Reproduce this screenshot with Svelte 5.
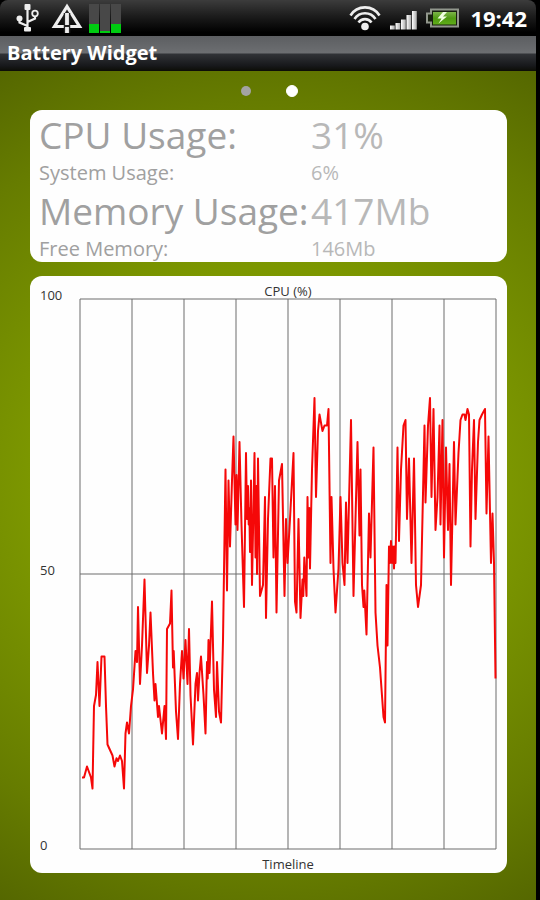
<script>
  const readings = [
    { label: 'CPU Usage:', value: '31%', large: true },
    { label: 'System Usage:', value: '6%', large: false },
    { label: 'Memory Usage:', value: '417Mb', large: true },
    { label: 'Free Memory:', value: '146Mb', large: false },
  ];

  const coreLoads = [9, 2, 9];

  // CPU samples as [time, percent]; the timeline is 416 units long.
  const samples = [
    [2, 13], [4, 13], [7, 15], [9, 14], [11, 13], [12.5, 11], [14, 26], [16, 28], [17.5, 34], [19.5, 26],
    [21.5, 35], [24.5, 35], [26, 26], [27.5, 19], [30, 18], [32.5, 17], [34.5, 15], [36.5, 16.5], [38, 16], [40, 17],
    [42, 16], [44, 11], [45.5, 21], [47, 23], [49, 21], [51, 26], [53, 29], [55.5, 36], [57, 34], [58, 44],
    [60, 30], [62, 37], [64.5, 49], [67, 32], [69, 37], [70.5, 43], [73, 32], [74.5, 27], [75.5, 30], [78, 24],
    [79, 26], [82, 21], [84.5, 26], [86, 20], [87, 40], [90, 41], [91.5, 47], [93, 33], [93.7, 36], [96, 25],
    [98, 20], [100, 30], [102, 36], [103.5, 31], [105.5, 38], [107.5, 30], [109, 40], [110.5, 28], [113, 19], [115.5, 30],
    [117, 32], [118, 27], [119.5, 32], [121, 35], [123.5, 28], [125.5, 21], [127, 34], [127.7, 31], [128.5, 38], [129.5, 32],
    [132, 45], [134, 29], [136, 24], [137, 34], [139, 25], [141, 23], [143, 38], [145.5, 69], [147, 47], [148.5, 67],
    [150, 55], [152, 67], [153.5, 75], [155.5, 59], [156.5, 68], [157.5, 58], [159.5, 74], [161.5, 59], [164, 44], [166, 72],
    [167, 60], [168, 66], [168.7, 59], [169.3, 62], [170, 54], [171, 67], [172, 48], [174.5, 72], [175.5, 53], [176.5, 66],
    [177, 50], [178, 71], [180, 46], [183, 48], [185, 64], [186, 42], [188, 60], [190.5, 71], [192, 71], [193.5, 53],
    [195, 66], [196.5, 43], [199, 67], [202, 70], [204.5, 46], [206, 60], [207.5, 52], [210, 60], [213.5, 72], [215, 45],
    [216.5, 43], [218.5, 60], [220.5, 42], [222.5, 49], [223.3, 46], [224.3, 53], [226.5, 46], [227.5, 64], [228.5, 53], [229.3, 62],
    [230, 51], [232, 69], [234.5, 82], [236, 64], [238, 76], [239.5, 79], [242.5, 76], [244.5, 77], [247, 77], [248.5, 80],
    [250.5, 52], [251.5, 64], [253.5, 51], [255.5, 43], [258.5, 51], [260.5, 64], [262.5, 52], [264.5, 48], [266, 63], [267.5, 52],
    [271, 78], [273.5, 46], [277.5, 74], [279.5, 57], [280.5, 69], [282, 48], [283.5, 44], [284.3, 47], [286.5, 39], [289, 61],
    [290.5, 53], [293.5, 73], [295.5, 43], [297.5, 37], [300, 33], [303.5, 24], [305, 23], [306.5, 48], [307.5, 37], [309, 55],
    [310, 52], [311, 56], [312, 52], [313, 55], [314, 51], [314.7, 55], [315.5, 52], [317.5, 73], [319, 56], [321, 69],
    [323.5, 77], [325.5, 78], [327, 60], [329, 71], [331.5, 52], [334, 71], [336, 48], [338, 44], [341, 48], [344.5, 77],
    [345.5, 63], [348, 77], [350, 82], [351.5, 64], [353.5, 80], [355.5, 58], [357.5, 64], [359.5, 77], [360.5, 59], [362.5, 78],
    [364, 53], [366, 73], [368, 58], [369.5, 70], [371, 48], [374, 74], [375.5, 59], [378.5, 72], [380.5, 78], [382.5, 79],
    [384.5, 79], [385.5, 78], [387.5, 80], [389, 79], [390.5, 55], [392, 69], [394, 78], [395.5, 60], [398, 74], [399.5, 78],
    [402, 79], [405, 80], [406.5, 61], [408.5, 75], [411, 52], [412.5, 61], [414, 52], [415.5, 31],
  ];

  const line = samples.map(([time, percent]) => `${time},${100 - percent}`).join(' ');
  const columns = [0, 1, 2, 3, 4, 5, 6, 7, 8];
</script>

<div class="screen">
  <header class="status">
    <div class="group">
      <svg class="usb" width="25" height="28" viewBox="0 0 25 28" aria-label="USB connected">
        <path d="M12.5 3V25M12.5 22L4.500 18.500V14.5M12.5 18L20 14.5V9" fill="none" stroke="#eee" stroke-width="2.2" />
        <rect x="9.5" y="0" width="6" height="6" rx="1" fill="#eee" />
        <circle cx="4.5" cy="14.5" r="3" fill="#eee" />
        <circle cx="20" cy="9.5" r="2.8" fill="#222" stroke="#eee" stroke-width="1.8" />
        <rect x="9" y="23" width="7" height="4.500" rx="1" fill="#eee" />
      </svg>
      <svg class="debug" width="32" height="30" viewBox="0 0 32 30" aria-label="Debugging">
        <path d="M16 3.5L3.5 23.5H28.5Z" fill="none" stroke="#eee" stroke-width="3.2" />
        <path d="M16 10V30" stroke="#222" stroke-width="6.500" />
        <path d="M16 10V22M16 24V30" stroke="#eee" stroke-width="3.800" />
      </svg>
      <div class="cores" aria-label="Core load">
        {#each coreLoads as load}
          <span><i style="height: {load}px"></i></span>
        {/each}
      </div>
    </div>
    <div class="group">
      <svg class="wifi" width="32" height="26" viewBox="0 0 32 26" aria-label="Wi-Fi">
        <g fill="none" stroke="#eee" stroke-width="2.6">
          <path d="M1.500 10.500A17 17 0 0 1 30.500 10.500" />
          <path d="M5.500 14A12.500 12.500 0 0 1 26.500 14" />
          <path d="M9.500 17.500A8 8 0 0 1 22.500 17.500" />
        </g>
        <circle cx="16" cy="21.500" r="3.8" fill="#eee" />
      </svg>
      <svg class="signal" width="28" height="20" viewBox="0 0 28 20" aria-label="Signal strength">
        <defs>
          <linearGradient id="bar"><stop offset="0" stop-color="#fff" /><stop offset="1" stop-color="#aaa" /></linearGradient>
        </defs>
        <g fill="url(#bar)">
          <rect x="0" y="15.500" width="4.800" height="4" />
          <rect x="5.500" y="13" width="4.800" height="6.500" />
          <rect x="11" y="9.500" width="4.800" height="10" />
          <rect x="16.500" y="5" width="4.800" height="14.500" />
          <rect x="22" y="1" width="4.800" height="18.500" />
        </g>
      </svg>
      <svg class="battery" width="35" height="20" viewBox="0 0 35 20" aria-label="Battery charging">
        <defs>
          <linearGradient id="cell" x2="0" y2="1"><stop offset="0" stop-color="#7db54a" /><stop offset=".5" stop-color="#4f9a12" /><stop offset="1" stop-color="#5fae18" /></linearGradient>
        </defs>
        <path d="M6 1.500H33V18.500H6V14.500H2V5.500H6Z" fill="#18200f" stroke="#92978d" stroke-width="2" />
        <rect x="8" y="4" width="23" height="12.500" fill="url(#cell)" />
        <path d="M18 4L12.500 10.500H16.500L13.500 15.500L22 8.500H18L22 4Z" fill="#efffe0" />
      </svg>
      <time>19:42</time>
    </div>
  </header>

  <h1>Battery Widget</h1>

  <main>
    <nav aria-label="Pages">
      <button aria-label="Battery page"></button>
      <button class="current" aria-label="CPU page" aria-current="page"></button>
    </nav>

    <dl class="card readings">
      {#each readings as { label, value, large }}
        <div class:large>
          <dt>{label}</dt>
          <dd>{value}</dd>
        </div>
      {/each}
    </dl>

    <figure class="card chart">
      <figcaption>CPU (%)</figcaption>
      <div class="scale"><span>100</span><span>50</span><span>0</span></div>
      <svg class="plot" viewBox="0 0 416 100" preserveAspectRatio="none" role="img" aria-label="CPU usage over time">
        <g class="grid">
          {#each columns as column}
            <path d="M{column * 52} 0V100" />
          {/each}
          <path d="M0 0H416M0 50H416M0 100H416" />
        </g>
        <polyline points={line} />
      </svg>
      <p>Timeline</p>
    </figure>
  </main>
</div>

<style>
  :global(body) {
    margin: 0;
    background: #000;
  }

  .screen {
    box-sizing: border-box;
    display: flex;
    flex-direction: column;
    min-height: 100vh;
    padding-right: 4px;
    font-family: 'Open Sans', 'Noto Sans', sans-serif;
  }

  .status {
    display: flex;
    justify-content: space-between;
    height: 36px;
    padding: 0 9px 0 15px;
    border-radius: 8px 8px 0 0;
    background: linear-gradient(#3c3c3c, #1c1c1c 45%, #000 90%);
    color: #fff;
  }

  .group {
    display: flex;
    align-items: center;
  }

  .debug {
    margin: 0 6px 0 11px;
  }

  .cores {
    display: flex;
    gap: 1px;
  }

  .cores span {
    display: flex;
    align-items: flex-end;
    width: 10px;
    height: 29px;
    background: #484848;
  }

  .cores i {
    width: 100%;
    background: #0c1;
  }

  .signal {
    margin: 4px 7px 0 9px;
  }

  .battery {
    margin-right: 10px;
  }

  time {
    font-size: 22px;
    font-weight: 700;
    line-height: 36px;
  }

  h1 {
    height: 35px;
    margin: 0;
    padding-left: 7px;
    background: linear-gradient(#5c5e61, #6c6e71 48%, #303236 52%, #17181b 85%, #0c0d06);
    color: #fff;
    font-size: 20px;
    font-weight: 700;
    line-height: 34px;
  }

  main {
    flex: 1;
    display: flex;
    flex-direction: column;
    padding: 0 29px 27px 30px;
    background: radial-gradient(ellipse 110% 66% at 50% 50%, #829f00, #7c9700 40%, #667c00 70%, #4a5a00);
  }

  nav {
    display: flex;
    align-items: center;
    justify-content: center;
    gap: 34px;
    height: 39px;
  }

  nav button {
    width: 12px;
    height: 12px;
    padding: 0;
    border: 1px solid transparent;
    border-radius: 50%;
    background: #a3a3a3 padding-box;
  }

  nav .current {
    border-color: #fff;
    background: #fff;
  }

  .card {
    margin: 0;
    border-radius: 12px;
    background: #fefefe;
  }

  .readings {
    overflow: hidden;
    margin-bottom: 14px;
    padding: 0 9px;
    font-size: 20px;
    line-height: 26px;
  }

  .readings div {
    display: grid;
    grid-template-columns: 272px 1fr;
  }

  .readings .large {
    font-size: 37px;
    line-height: 50px;
  }

  dt {
    color: #a0a0a0;
    white-space: nowrap;
  }

  dd {
    margin: 0;
    color: #b8b8b8;
  }

  .chart {
    flex: 1;
    display: grid;
    grid-template: 23px minmax(240px, 1fr) 24px / 50px 1fr 11px;
    color: #333;
    font-size: 13px;
    line-height: 16px;
  }

  figcaption,
  .chart p {
    grid-column: 2;
    margin: 0;
    padding-top: 7px;
    text-align: center;
  }

  .scale {
    grid-area: 2 / 1;
    display: flex;
    flex-direction: column;
    justify-content: space-between;
    margin: -12px 0 -4px;
    padding-left: 10px;
  }

  .plot {
    grid-area: 2 / 2;
    width: 100%;
    height: 100%;
    min-height: 0;
    overflow: visible;
  }

  .plot path,
  .plot polyline {
    fill: none;
    vector-effect: non-scaling-stroke;
  }

  .grid {
    stroke: #6c6c6c;
    stroke-width: 1px;
  }

  .plot polyline {
    stroke: #f50808;
    stroke-width: 2px;
    stroke-linejoin: round;
  }
</style>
★ ★ ★
= TASK REQUIREMENTS =
Restate only the lines running from the start of the material above through the line containing "const coreLoads = [9, 2, 9];", ends included. No pictures.

= RESULT FOR THIS TASK =
Reproduce this screenshot with Svelte 5.
<script>
  const readings = [
    { label: 'CPU Usage:', value: '31%', large: true },
    { label: 'System Usage:', value: '6%', large: false },
    { label: 'Memory Usage:', value: '417Mb', large: true },
    { label: 'Free Memory:', value: '146Mb', large: false },
  ];

  const coreLoads = [9, 2, 9];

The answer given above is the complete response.